È notizia di questi giorni la morte di Giuliano De Seta, 18 anni, colpito da una lastra di metallo mentre lavorava in un progetto di alternanza scuola lavoro presso la BC Service di Noventa di Piave.
Non è il primo evento tragico che ci troviamo a leggere e commentare di un giovanissimo che nelle ore di scuola trova la morte in un cantiere, tutto ciò è inaccettabile.
La scuola non può diventare veicolo di diseguaglianze, cosa che accade se si immette in un mercato del lavoro insicuro e cannibale uno studente, che senza tutele e presidi di sicurezza è tenuto a prestare il proprio lavoro gratuitamente.
Io sono fortemente critico con l’alternanza non perché strutturalmente inefficace, ci sono molti esempi di alternanza che hanno aperto alle porte del mondo del lavoro seriamente e hanno completato in modo esaustivo la formazione di ragazzi e ragazze, il problema è che in altri casi, dove il luogo di lavoro era malsano e insicuro, ciò ha comportato conseguenze gravissime.

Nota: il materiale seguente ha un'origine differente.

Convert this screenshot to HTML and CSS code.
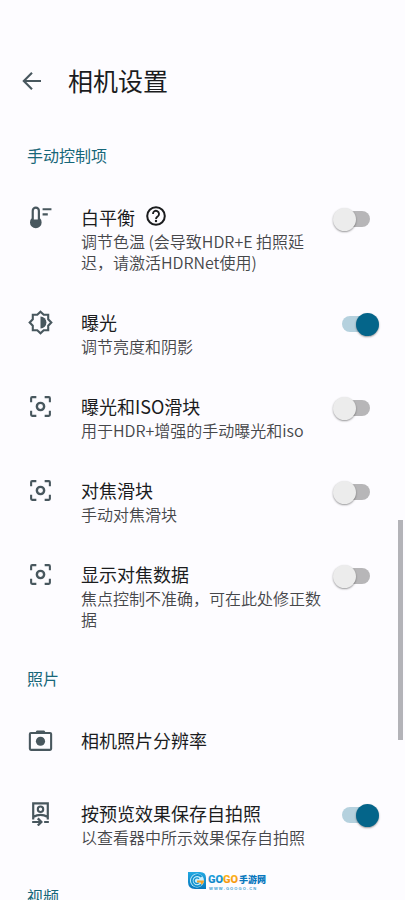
FILE: index.html
```html
<!DOCTYPE html>
<html lang="zh-CN">
<head>
<meta charset="utf-8">
<meta name="viewport" content="width=device-width, initial-scale=1">
<title>相机设置</title>
<link rel="stylesheet" href="styles.css">
</head>
<body>
<svg class="symbols" aria-hidden="true">
  <symbol id="focus" viewBox="0 0 24 24">
    <path d="M3 8V4a1 1 0 0 1 1-1h4M16 3h4a1 1 0 0 1 1 1v4M21 16v4a1 1 0 0 1-1 1h-4M8 21H4a1 1 0 0 1-1-1v-4" fill="none" stroke="currentColor" stroke-width="2"/>
    <circle cx="12" cy="12" r="3.5" fill="none" stroke="currentColor" stroke-width="2.3"/>
  </symbol>
</svg>
<div class="app">
  <header class="bar">
    <button class="back" type="button" aria-label="返回">
      <svg viewBox="0 0 24 24"><path d="M21 12H4M12 3.7 3.8 12l8.2 8.3" fill="none" stroke="currentColor" stroke-width="2.1"/></svg>
    </button>
    <h1>相机设置</h1>
  </header>
  <main>
    <section>
      <h2>手动控制项</h2>
      <div class="row">
        <svg class="icon" viewBox="0 0 24 24"><path fill="currentColor" fill-rule="evenodd" d="M3.5 5.5a4 4 0 0 1 8 0v7.3a5.6 5.6 0 1 1-8 0zM5.6 5.5v8.4h3.8V5.5a1.9 1.9 0 0 0-3.8 0z"/><path d="M14 4.1h8.5M14 9h5" stroke="currentColor" stroke-width="2"/></svg>
        <div class="text">
          <div class="heading"><label for="wb">白平衡</label>
            <button class="help" type="button" aria-label="帮助"><svg viewBox="0 0 24 24"><circle cx="12" cy="12" r="9.6" fill="none" stroke="currentColor" stroke-width="2.2"/><path d="M8.7 9.7a3.3 3.3 0 1 1 5.5 2.4c-1.2 1-2.2 1.5-2.2 3.1" fill="none" stroke="currentColor" stroke-width="2"/><circle cx="12" cy="17.5" r="1.3" fill="currentColor"/></svg></button>
          </div>
          <p>调节色温 (会导致HDR+E 拍照延迟，请激活HDRNet使用)</p>
        </div>
        <input id="wb" class="switch" type="checkbox" role="switch">
      </div>
      <div class="row">
        <svg class="icon" viewBox="0 0 24 24"><path d="M12 1.6 15.1 4.6H19.4V8.9L22.4 12l-3 3.1v4.3h-4.3L12 22.4l-3.1-3H4.6v-4.3L1.6 12l3-3.1V4.6h4.3z" fill="none" stroke="currentColor" stroke-width="2"/><path d="M12 6.3a5.7 5.7 0 0 1 0 11.4z" fill="currentColor"/></svg>
        <div class="text">
          <div class="heading"><label for="exposure">曝光</label></div>
          <p>调节亮度和阴影</p>
        </div>
        <input id="exposure" class="switch" type="checkbox" role="switch" checked>
      </div>
      <div class="row">
        <svg class="icon"><use href="#focus"/></svg>
        <div class="text">
          <div class="heading"><label for="iso">曝光和ISO滑块</label></div>
          <p>用于HDR+增强的手动曝光和iso</p>
        </div>
        <input id="iso" class="switch" type="checkbox" role="switch">
      </div>
      <div class="row">
        <svg class="icon"><use href="#focus"/></svg>
        <div class="text">
          <div class="heading"><label for="slider">对焦滑块</label></div>
          <p>手动对焦滑块</p>
        </div>
        <input id="slider" class="switch" type="checkbox" role="switch">
      </div>
      <div class="row">
        <svg class="icon"><use href="#focus"/></svg>
        <div class="text">
          <div class="heading"><label for="data">显示对焦数据</label></div>
          <p>焦点控制不准确，可在此处修正数据</p>
        </div>
        <input id="data" class="switch" type="checkbox" role="switch">
      </div>
    </section>
    <section>
      <h2>照片</h2>
      <a class="row" href="#resolution">
        <svg class="icon" viewBox="0 0 24 24"><path d="M7.5 4.6 8.6 2.9h6.8l1.1 1.7z" fill="currentColor" stroke="currentColor" stroke-linejoin="round"/><rect x="1.8" y="4.8" width="20.4" height="16.2" rx="1" fill="none" stroke="currentColor" stroke-width="2"/><circle cx="12" cy="12.7" r="4.4" fill="currentColor"/></svg>
        <span class="text"><span class="heading">相机照片分辨率</span></span>
      </a>
      <div class="row">
        <svg class="icon" viewBox="0 0 24 24"><path d="M5 17.8V2.2h14v15.6M5 15.4q7-4.2 14 0" fill="none" stroke="currentColor" stroke-width="2.1"/><circle cx="12" cy="7.9" r="2.6" fill="none" stroke="currentColor" stroke-width="2"/><path d="M4 20.1h8.5M15.5 20.1H20" stroke="currentColor" stroke-width="2"/><path d="M9.4 16.7 12.8 20.1 9.4 23.5" fill="none" stroke="currentColor" stroke-width="2.2"/></svg>
        <div class="text">
          <div class="heading"><label for="mirror">按预览效果保存自拍照</label></div>
          <p>以查看器中所示效果保存自拍照</p>
        </div>
        <input id="mirror" class="switch" type="checkbox" role="switch" checked>
      </div>
    </section>
    <section>
      <h2>视频</h2>
    </section>
  </main>
  <div class="scrollbar"></div>
  <svg class="brand" viewBox="0 0 80 22" role="img" aria-label="GOGO手游网">
    <defs>
      <linearGradient id="blue" x1="0" y1="0" x2="0" y2="1"><stop offset="0" stop-color="#22a9e2"/><stop offset="1" stop-color="#0877bd"/></linearGradient>
      <linearGradient id="gold" x1="0" y1="0" x2="0" y2="1"><stop offset="0" stop-color="#fdbb22"/><stop offset="1" stop-color="#f28a08"/></linearGradient>
    </defs>
    <path d="M1 2h12q6 0 6 6v11H8q-7 0-7-7z" fill="url(#blue)"/>
    <circle cx="10" cy="10.6" r="7" fill="#c9eefb"/>
    <path d="M14.5 6.8A5.6 5.6 0 1 0 14.5 14.4" fill="none" stroke="#1593cf" stroke-width="1.8"/>
    <path d="M12 8.8a2.8 2.8 0 1 0 0 3.8" fill="none" stroke="#1593cf" stroke-width="1.4"/>
    <path d="M10 10.5h7.2q-.3 3.2-2.8 4.3l-.7-2.4H10z" fill="#f3a126"/>
    <text class="brand-name" x="21" y="13" fill="url(#blue)">GO</text>
    <text class="brand-name" x="36" y="13" fill="url(#gold)">GO</text>
    <text class="brand-cn" x="52" y="13" fill="#0877bd">手游网</text>
    <text class="brand-url" x="22" y="20" fill="#3c9fd3">W W W . G O O G O . C N</text>
  </svg>
</div>
</body>
</html>
```
FILE: styles.css
```css
* { box-sizing: border-box; }
body {
  margin: 0;
  background: #fdfcff;
  color: #1b1c1e;
  font-family: "Noto Sans CJK SC", sans-serif;
}
.symbols { position: absolute; width: 0; height: 0; }
.app {
  position: relative;
  display: flex;
  flex-direction: column;
  height: 100vh;
  overflow: hidden;
}
.bar {
  display: flex;
  align-items: center;
  flex: none;
  gap: 24px;
  padding: 67px 20px 31px;
}
button { padding: 0; border: 0; background: none; }
button svg { display: block; width: 100%; height: 100%; }
.back { width: 24px; height: 24px; color: #48575e; }
h1 { margin: 0; font-size: 25px; font-weight: 400; line-height: 27px; }
main { flex: 1; min-height: 0; overflow-y: auto; scrollbar-width: none; }
h2 {
  margin: 0;
  padding: 20px 27px;
  color: #176779;
  font-size: 16px;
  font-weight: 400;
  line-height: 21px;
}
.row {
  display: flex;
  align-items: flex-start;
  min-height: 73px;
  padding: 19px 26px 18px 28px;
  color: inherit;
  text-decoration: none;
}
.icon { flex: none; width: 25px; height: 25px; margin-right: 28px; color: #48575e; }
.text { flex: 1; min-width: 0; }
.heading {
  display: flex;
  align-items: center;
  gap: 10px;
  font-size: 18px;
  line-height: 24px;
}
.help { width: 22px; height: 22px; margin: -2px 0 0; color: #1b1c1e; }
p {
  margin: 2px 0 0;
  padding-right: 8px;
  color: #46474a;
  font-size: 16px;
  font-weight: 350;
  line-height: 21px;
}
.switch {
  appearance: none;
  display: grid;
  flex: none;
  align-items: center;
  width: 46px;
  height: 24px;
  margin: 2px 0 0;
}
.switch::before, .switch::after { content: ""; grid-area: 1 / 1; }
.switch::before {
  justify-self: center;
  width: 28px;
  height: 16px;
  border-radius: 8px;
  background: #b7b6b8;
}
.switch::after {
  width: 23px;
  height: 23px;
  border-radius: 50%;
  background: #ececec;
  box-shadow: 0 1px 2px #0006;
}
.switch:checked::before { background: #b5d1de; }
.switch:checked::after { justify-self: end; background: #04658a; }
.scrollbar {
  position: absolute;
  top: 520px;
  right: 2px;
  width: 5px;
  height: 220px;
  background: #b3b3b8;
}
.brand {
  position: absolute;
  bottom: 8px;
  left: 187px;
  width: 80px;
  height: 22px;
}
.brand-name { font: 900 11px Roboto, sans-serif; }
.brand-cn { font-size: 9px; font-weight: 900; }
.brand-url { font: 700 4px "Liberation Sans", sans-serif; }
```
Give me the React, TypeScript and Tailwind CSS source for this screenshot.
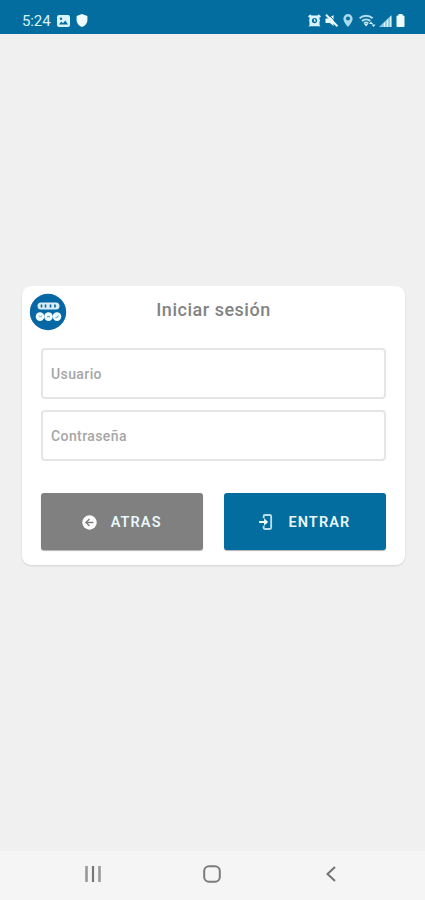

In alcuni casi si trovano esempi estremamente virtuosi di alternanza come quello che abbiamo avuto la fortuna di osservare la scorsa settimana in Ducati, con uno spazio dedicato agli studenti per potere lavorare accompagnati da tutor in un ambiente controllato, rivolto all’istruzione e non alla produzione. Queste due cose facilmente si confondono e sovrappongono in altri luoghi lavorativi meno attrezzati dove lo studente a tutti gli effetti diventa lavoratore e il senso di scuola si perde fino alla morte in alcuni casi.
È su questo che dovremmo concentrarci, non è più tollerabile l’affermazione “ha anche funzionato”, se contemporaneamente si verificano tragedie come quella di questi giorni.
L’alternanza è un modello educativo fondato sulla fortuna più di quanto non lo sia già la scuola in sé. Capita di trovare nel proprio percorso di studi parecchi professori non bravi, in questi casi il danno peggiore è quello di apprendere con più difficoltà o non apprendere. Se però nel proprio percorso di studi si ha la sfortuna di imbattersi in un luogo di lavoro insicuro il rischio è la morte.
Un’istruzione basata sulla fortuna non è tollerabile, perché il suo compito è esattamente l’opposto: cercare di ridurre l’impatto della fortuna sulle vite dei ragazzi e delle ragazze per costruire blocchi di partenza per il percorso di vita il quanto più uguali possibile.
Le criticità dell’alternanza non sono proprie solamente degli istituti tecnici e professionali ma anche dei licei, nei quali i percorsi di alternanza a volte fanno fatica a trovare un senso. Io ad esempio al liceo classico ho fatto marketing per 3 anni, cosa che mi ha anche appassionato, ma molti miei compagni di classe non hanno trovato una logica in tutto questo. Studenti di altre classi hanno dovuto affrontare su base di estrazione casuale, materie di studio che per nulla gli interessavano, o lavorare come scaffalisti in biblioteche, sottraendo tempo alle ore in classe.
L’alternanza, così come concepita, è una riforma che deriva dall’ansia di essere competitivi, di ridurre il sapere e aumentare le competenze, di aumentare la concretezza delle ore di lezione dimenticando che il tempo dedicato al lavoro deve essere comunque approcciato con uno scopo formativo e non quello di prestazione lavorativa gratuita o di nullafacenza.
Io credo sia necessario avere più scuola e non più forme ibride di scuola che sfumano nello sfruttamento o nella perdita di tempo.
L’attuale legge 107 del 2015 è troppo debole nel determinare le regole con le quali si sta sul posto di lavoro e nel definire in modo chiaro quello che deve essere il ruolo educativo dell’esperienza fatta, per questo credo sia fondamentale aprire una nuova discussione seria su questo modello scolastico.
Io vorrei una scuola a “pieno tempo”, con la stessa portata rivoluzionaria e provocatoria che don Milani dava a questa definizione in “lettera a una professoressa”: “La parola pieno tempo vi fa paura. Vi par già difficile reggere i ragazzi quelle poche ore. Ma è che non avete mai provato. Finora avete fatto scuola con l’ossessione della campanella, del programma da finire prima di giugno. Non avete potuto allargare la visuale, rispondere alla curiosità dei ragazzi, portare il discorso fino in fondo. Così è finito che avete fatto tutto male e siete rimasti scontenti voi e i ragazzi. È la scontentezza che v’ha stancato non le ore”.
Queste parole bussano alle porte della politica e alle porte delle sale docenti, interrogano i genitori e gli studenti. Su queste parole a mio parere serve ricostruire la scuola, con il coraggio di consegnarle sempre più tempo e potenziare il suo ruolo.